The Wall Street Journal report claims that the Blizzard CEO was fully aware of the many accusations of sexual harassment. It claism he may have even intervened to protect some of those facing some of the more severe allegations. Wosre still, that he himself may have faced allegations of his own.
Jim Ryan, Sony Interactive CEO openly criticises Activisions response to repeated allegations of sexual harassment
In response to the article, in a statement made to the industry at large a spokesperson for Blizzard said that it presented a “misleading view of Activision Blizzard and our CEO”. In direct contradiction to this, just hours after publication Blizzard employees stages a mass walkout. But following the strike, Activision Blizzard’s board of directors issued a statement expressing it’s continue support of Kotick’s leadership.
Finally, according to a report published by Game Developer, Activision Blizzard continued to show support for Kotick during an all-hands meeting flowing the articles publication. During this meeting, the publisher was questioned over the new “zero tolerance” policy on sexual harassment.

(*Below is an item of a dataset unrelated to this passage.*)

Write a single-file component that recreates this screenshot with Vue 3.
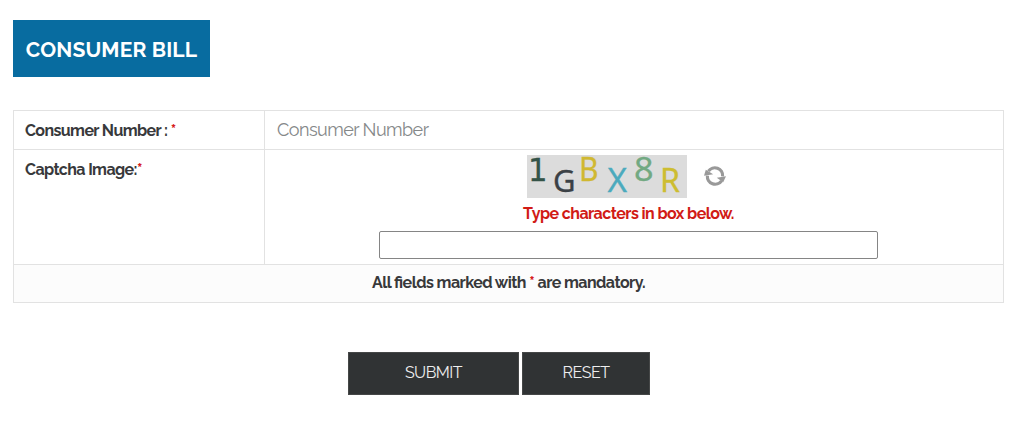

But at the time, the company told employees there was “no evidence” supporting any of the claims against the CEO. The reason given wasn’t that it didn’t happen, but that the claims related to an incident over a decade ago.
Interesting that a company would cite the statute of limitations on what is, unquestionably a crime rather than actually deny the offence took place. Rather telling, if you ask us. Either way, public denouement from Sony is no small matter. Whether Sony choose to let this impact its business relations, or face charges of hypocrisy in the court of public opinion remains to be seen. But this saga is far from over, and Koteck remains very much under significant public scrutiny.